La naturale evoluzione delle cose porterà il gruppo ad abbracciare le sonorità dure dell’HM grazie anche all’innesto di un interprete di razza dietro al microfono quale Daniele Ancillotti detto Bud, un animale da palco che ben si sposa con le efferatezze del Metallo che da tempo stavano pian piano invadendo anche il Nostro Paese. Ad accompagnare il singer Marcellino Masi, chitarrista, che contribuirà a rendere ancor più piena e possente la proposta della “Strana”.

L’abbandono del cantato in italiano su Ritual, successivo all’Ep d’esordio omonimo del 1984 e sublimato all’interno di Rock’N’Roll Prisoners dell’88 porterà la band ad una nuova dimensione, non senza qualche mugugno da parte dei die hard fan della prima ora che comunque non riuscirà a fermare la strada intrapresa dal gigantesco camion simbolo stesso del gruppo, capace di riprendere il proprio cammino anche dopo la tragica dipartita dei fratelli Cappanera, avvenuta nel luglio del 1993 e di Marcellino Masi, nel 2002. A fianco dei vecchi timonieri Bud Ancillotti ed Enzo Mascolo la nuova linfa griffata Cappanera instillata da Dario e Rolando permetterà di girare ancora l’Italia in lungo e in largo sulla spinta del devastante The Faith del 2007, album in grado di dimostrare quanto sapesse ancora picchiare la Strana Officina con i pezzi storici e Rising to the Call del 2010, un disco di inediti atteso da danti anni dalla moltitudine dei fan.   

Batti il Martello, al netto di un paio di inciampi tecnici, sviluppa la storia narrata per sommi capi poc’anzi in maniera fluida, come era lecito attendersi da due garanzie HM quali Ventriglia e Fassina. A rendere ancor più livornesi gli accadimenti ci pensano alcuni azzeccati inserti ed espressioni della parlata tipica di quelle lande – sgranata, aggeggiarsi – solo per citarne un paio, che vengono distillati all’interno del susseguirsi delle vicende. Tenendo conto che all’interno delle 156 pagine vi sono molte fotografie e i testi di parecchi brani, nasce legittimo l’interrogativo che probabilmente, per una band del peso specifico della Strana, sarebbe valsa la pena aggiungere un po’ più di polpa al lavoro, puntando su di un maggiore approfondimento dei vari passaggi chiave della carriera del gruppo, così come qualche ulteriore intervento condito da aneddoti da parte dei vari interpreti sarebbe stato gradito e funzionale all’economia generale del volume.

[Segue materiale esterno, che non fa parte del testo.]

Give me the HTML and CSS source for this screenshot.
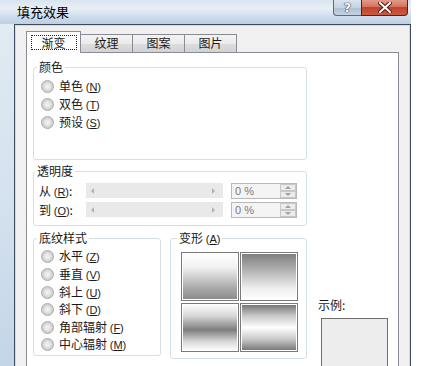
FILE: index.html
```html
<!DOCTYPE html>
<html lang="zh-CN">
<head>
    <meta charset="UTF-8">
    <title>填充效果</title>
    <link rel="stylesheet" href="styles.css">
</head>
<body>
    <div class="window">
        <!-- Заголовок окна -->
        <div class="titlebar">
            <span class="title">填充效果</span>
            <div class="caption-buttons">
                <span class="btn-help">?</span>
                <span class="btn-close">
                    <svg width="14" height="11" viewBox="0 0 14 11">
                        <path d="M2 1 L12 10 M12 1 L2 10" stroke="#5a1b14" stroke-width="4" stroke-linecap="square"/>
                        <path d="M2 1 L12 10 M12 1 L2 10" stroke="#ffffff" stroke-width="2" stroke-linecap="square"/>
                    </svg>
                </span>
            </div>
        </div>

        <div class="client">
            <!-- Вкладки -->
            <div class="tabs">
                <div class="tab active"><span class="focus">渐变</span></div>
                <div class="tab">纹理</div>
                <div class="tab">图案</div>
                <div class="tab">图片</div>
            </div>

            <div class="page">
                <fieldset class="group colors">
                    <legend>颜色</legend>
                    <div class="radio"><i class="dot"></i><span>单色 <span class="key">(<u>N</u>)</span></span></div>
                    <div class="radio"><i class="dot"></i><span>双色 <span class="key">(<u>T</u>)</span></span></div>
                    <div class="radio"><i class="dot"></i><span>预设 <span class="key">(<u>S</u>)</span></span></div>
                </fieldset>

                <fieldset class="group alpha">
                    <legend>透明度</legend>
                    <div class="alpha-row">
                        <span class="alpha-label">从 <span class="key">(<u>R</u>)</span>:</span>
                        <div class="scroll"><i class="arrow-l"></i><i class="arrow-r"></i></div>
                        <div class="spin">
                            <span class="spin-text">0 %</span>
                            <div class="spin-btns"><i class="up"></i><i class="down"></i></div>
                        </div>
                    </div>
                    <div class="alpha-row">
                        <span class="alpha-label">到 <span class="key">(<u>O</u>)</span>:</span>
                        <div class="scroll"><i class="arrow-l"></i><i class="arrow-r"></i></div>
                        <div class="spin">
                            <span class="spin-text">0 %</span>
                            <div class="spin-btns"><i class="up"></i><i class="down"></i></div>
                        </div>
                    </div>
                </fieldset>

                <div class="lower">
                    <fieldset class="group shading">
                        <legend>底纹样式</legend>
                        <div class="radio"><i class="dot"></i><span>水平 <span class="key">(<u>Z</u>)</span></span></div>
                        <div class="radio"><i class="dot"></i><span>垂直 <span class="key">(<u>V</u>)</span></span></div>
                        <div class="radio"><i class="dot"></i><span>斜上 <span class="key">(<u>U</u>)</span></span></div>
                        <div class="radio"><i class="dot"></i><span>斜下 <span class="key">(<u>D</u>)</span></span></div>
                        <div class="radio"><i class="dot"></i><span>角部辐射 <span class="key">(<u>F</u>)</span></span></div>
                        <div class="radio"><i class="dot"></i><span>中心辐射 <span class="key">(<u>M</u>)</span></span></div>
                    </fieldset>

                    <fieldset class="group variants">
                        <legend>变形 <span class="key">(<u>A</u>)</span></legend>
                        <div class="swatches">
                            <div class="swatch s1"></div>
                            <div class="swatch s2"></div>
                            <div class="swatch s3"></div>
                            <div class="swatch s4"></div>
                        </div>
                    </fieldset>

                    <div class="sample">
                        <div class="sample-label">示例:</div>
                        <div class="sample-box"></div>
                    </div>
                </div>

                <div class="check"><i class="box"></i><span>随图形旋转填充效果 <span class="key">(<u>W</u>)</span></span></div>
            </div>
        </div>
    </div>
</body>
</html>
```

FILE: styles.css
```css
/* Основные стили */
body {
    margin: 0;
    background: #ffffff;
    overflow: hidden;
    font-family: "Noto Sans CJK SC", "Noto Sans", sans-serif;
    font-size: 12px;
    color: #1a1a1a;
}

/* Окно */
.window {
    width: 411px;
    height: 366px;
    overflow: hidden;
    background: linear-gradient(to bottom, #e4ecf4 0%, #d3e0ee 60%, #c3d5e8 100%);
}

/* Заголовок */
.titlebar {
    height: 24px;
    display: flex;
    justify-content: space-between;
    align-items: flex-start;
    padding-left: 17px;
    padding-right: 3px;
    background: linear-gradient(to bottom, #d9e4ef 0%, #e8eff6 35%, #cddcec 70%, #bccfe4 100%);
}

.title {
    font-size: 13px;
    line-height: 13px;
    margin-top: 5px;
    color: #000000;
}

.caption-buttons {
    display: flex;
}

.btn-help,
.btn-close {
    height: 15px;
    display: flex;
    justify-content: center;
    align-items: center;
    border: 1px solid #5b6a7c;
    border-top: none;
}

.btn-help {
    width: 27px;
    border-right: none;
    border-bottom-left-radius: 4px;
    background: linear-gradient(to bottom, #dbe4ee 0%, #c5d3e2 50%, #aebfd3 51%, #c4d3e3 100%);
    color: #ffffff;
    font-family: "DejaVu Sans", sans-serif;
    font-weight: bold;
    font-size: 12px;
    line-height: 12px;
    text-shadow: 0 0 1px #2c3e55, 0 0 1px #2c3e55, 0 0 1px #2c3e55;
}

.btn-close {
    width: 45px;
    border-color: #5a2018;
    border-bottom-right-radius: 4px;
    background: linear-gradient(to bottom, #e49b8b 0%, #d4725f 45%, #c2432f 50%, #cf5a40 100%);
}

/* Клиентская область */
.client {
    margin-left: 14px;
    width: 397px;
    height: 342px;
    box-sizing: border-box;
    background: #f0f0f0;
    border: 1px solid #3e4c5d;
    border-bottom: none;
    box-shadow: inset 1px 1px 0 #cfdbe8, inset -1px 0 0 #cfdbe8;
    padding: 6px 0 0 11px;
}

/* Вкладки */
.tabs {
    display: flex;
    align-items: flex-end;
}

.tab {
    width: 53px;
    height: 18px;
    margin-left: -1px;
    box-sizing: border-box;
    border: 1px solid #898c95;
    border-bottom: none;
    background: linear-gradient(to bottom, #f3f3f3 0%, #ebebeb 50%, #dddddd 51%, #d2d2d2 100%);
    text-align: center;
    line-height: 16px;
    color: #1a1a1a;
}

.tab:first-child {
    margin-left: 0;
}

.tab.active {
    width: 55px;
    height: 22px;
    margin-bottom: -1px;
    background: #ffffff;
    position: relative;
    z-index: 1;
    padding-top: 3px;
    line-height: 14px;
}

.focus {
    display: inline-block;
    width: 46px;
    height: 15px;
    box-sizing: border-box;
    border: 1px dotted #222222;
    line-height: 13px;
}

/* Страница вкладки */
.page {
    width: 373px;
    height: 320px;
    box-sizing: border-box;
    background: #ffffff;
    border: 1px solid #898c95;
    border-bottom: none;
    padding: 8px 0 0 6px;
}

/* Групповые рамки */
.group {
    margin: 0;
    min-width: 0;
    border: 1px solid #d5dfe5;
    border-radius: 3px;
    box-sizing: border-box;
}

.group legend {
    font-size: 12px;
    line-height: 12px;
    padding: 0 2px;
    margin-left: -4px;
    color: #1a1a1a;
}

.colors {
    width: 274px;
    padding: 4px 0 27px 7px;
}

.alpha {
    width: 274px;
    margin-top: 5px;
    padding: 4px 0 6px 5px;
}

/* Радиокнопки */
.radio {
    height: 18.4px;
    display: flex;
    align-items: center;
    line-height: 14px;
    white-space: nowrap;
}

.shading .radio {
    height: 17.6px;
}

.dot {
    width: 11px;
    height: 11px;
    border-radius: 50%;
    border: 1px solid #a9a9a9;
    background: radial-gradient(circle at 50% 50%, #f4f4f4 0, #e6e6e6 35%, #cfcfcf 60%, #e8e8e8 100%);
    margin-right: 5px;
    flex: none;
}

.key {
    font-family: "Liberation Sans", sans-serif;
    font-size: 11px;
}

/* Прозрачность */
.alpha-row {
    height: 19px;
    display: flex;
    align-items: center;
}

.alpha-label {
    width: 47px;
    white-space: nowrap;
}

.scroll {
    width: 137px;
    height: 15px;
    background: #e9e9e9;
    display: flex;
    justify-content: space-between;
    align-items: center;
    padding: 0 8px 0 5px;
    box-sizing: border-box;
}

.arrow-l {
    border-right: 3px solid #b4b4b4;
    border-top: 3px solid transparent;
    border-bottom: 3px solid transparent;
}

.arrow-r {
    border-left: 3px solid #b4b4b4;
    border-top: 3px solid transparent;
    border-bottom: 3px solid transparent;
}

.spin {
    width: 66px;
    height: 16px;
    margin-left: 8px;
    box-sizing: border-box;
    border: 1px solid #b8b8b8;
    background: #f4f4f4;
    display: flex;
    justify-content: space-between;
}

.spin-text {
    font-family: "Liberation Sans", sans-serif;
    font-size: 11px;
    line-height: 14px;
    padding-left: 3px;
    color: #7a7a7a;
}

.spin-btns {
    width: 16px;
    display: flex;
    flex-direction: column;
}

.spin-btns i {
    flex: 1;
    border: 1px solid #c8c8c8;
    background: #ececec;
    display: flex;
    justify-content: center;
    align-items: center;
}

.spin-btns .up::after {
    content: "";
    border-bottom: 3px solid #a0a0a0;
    border-left: 3px solid transparent;
    border-right: 3px solid transparent;
}

.spin-btns .down::after {
    content: "";
    border-top: 3px solid #a0a0a0;
    border-left: 3px solid transparent;
    border-right: 3px solid transparent;
}

/* Нижний ряд */
.lower {
    display: flex;
    align-items: flex-start;
    margin-top: 6px;
}

.shading {
    width: 128px;
    padding: 4px 0 1px 7px;
}

.variants {
    width: 137px;
    margin-left: 9px;
    padding: 7px 0 6px 10px;
}

.swatches {
    display: grid;
    grid-template-columns: 58px 58px;
    grid-template-rows: 49px 49px;
    gap: 2px 1px;
}

.swatch {
    border: 1px solid #7a7a7a;
    box-shadow: inset 0 0 0 1px #ffffff;
}

.s1 {
    background: linear-gradient(to bottom, #ffffff 0%, #f2f2f2 30%, #a8a8a8 75%, #8a8a8a 100%);
}

.s2 {
    background: linear-gradient(to bottom, #7c7c7c 0%, #a8a8a8 30%, #eeeeee 75%, #ffffff 100%);
}

.s3 {
    background: linear-gradient(to bottom, #ffffff 0%, #d8d8d8 25%, #7e7e7e 55%, #d8d8d8 80%, #ffffff 100%);
}

.s4 {
    background: linear-gradient(to bottom, #707070 0%, #c8c8c8 25%, #ffffff 50%, #c8c8c8 75%, #727272 100%);
}

/* Пример */
.sample {
    margin-left: 11px;
    padding-top: 66px;
}

.sample-label {
    line-height: 14px;
}

.sample-box {
    width: 67px;
    height: 60px;
    margin: 6px 0 0 3px;
    box-sizing: border-box;
    border: 1px solid #6e6e6e;
    border-bottom: none;
    background: #ededed;
}

/* Флажок */
.check {
    display: flex;
    align-items: flex-start;
    margin-top: 4px;
    line-height: 14px;
    white-space: nowrap;
}

.box {
    width: 11px;
    height: 11px;
    border: 1px solid #8f8f8f;
    background: #f4f4f4;
    margin-right: 5px;
    margin-top: 1px;
}
```
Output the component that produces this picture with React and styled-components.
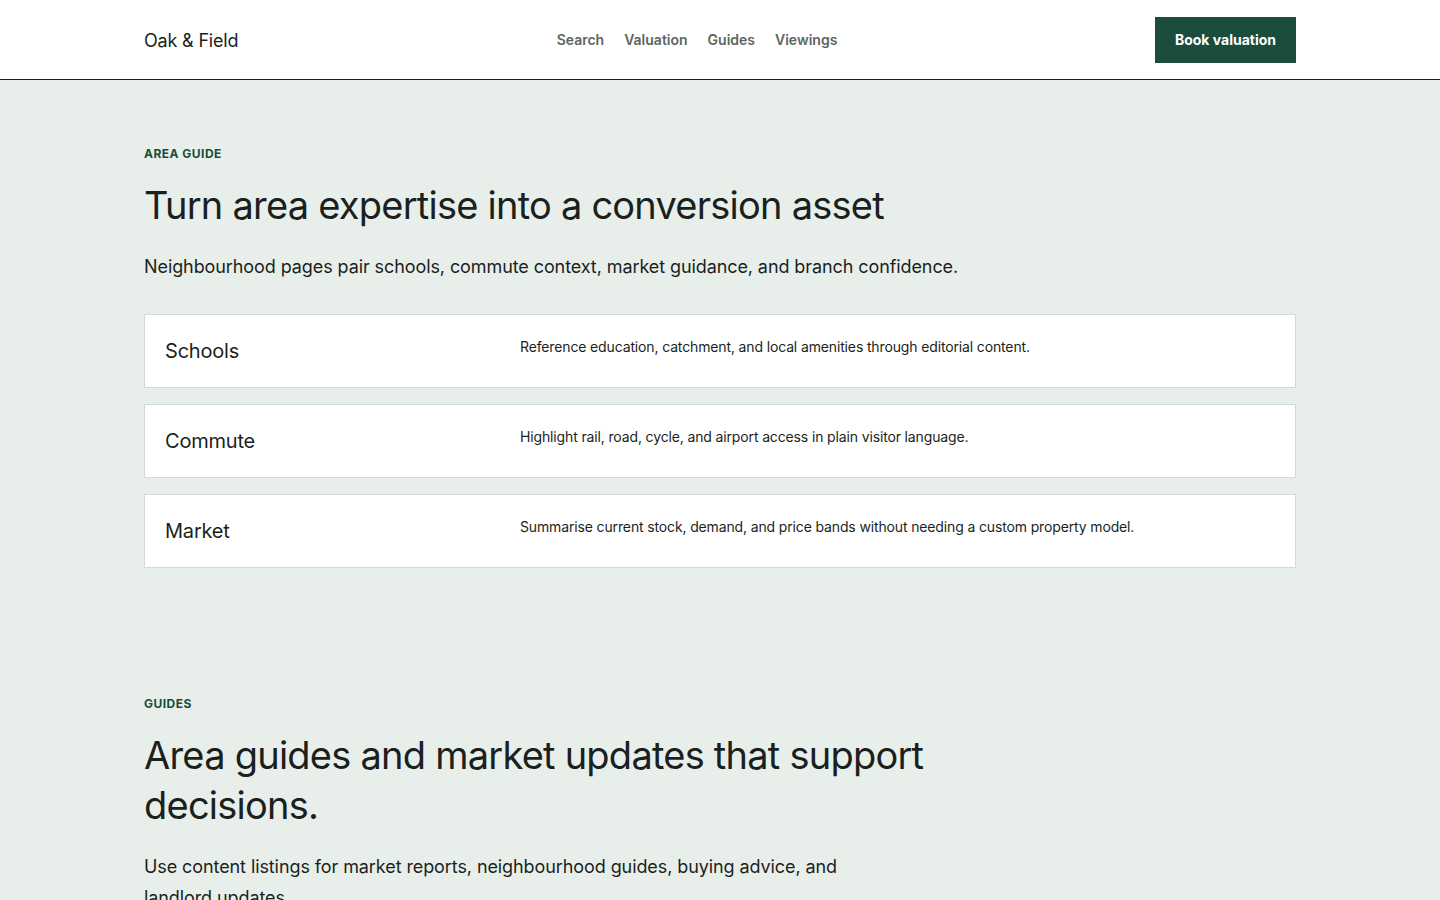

Resta il fatto che, anche dopo essersi goduti il prodotto griffato Crac Edizioni – con ancora Non Sei Normale, Beat the Hammer e Autostrada dei Sogni che idealmente riecheggiano nelle orecchie – la protagonista del libro sia una band che avrebbe meritato molto di più, senza dubbio quantomeno di farcela una buona volta a vivere di sola musica in questo Paese, insieme con una manciata di eroici colleghi musicisti degli anni Ottanta italiani. Ma la storia narrata da Ventriglia ci racconta altre cose: alla Strana Officina come ad altri gruppi meritevoli non è mai stata data una vera possibilità – di quelle con la “V” maiuscola -, con la complicità implicita di un po’ tutti gli addetti ai lavori, fan cronicamente esterofili inclusi… Un vero peccato mortale.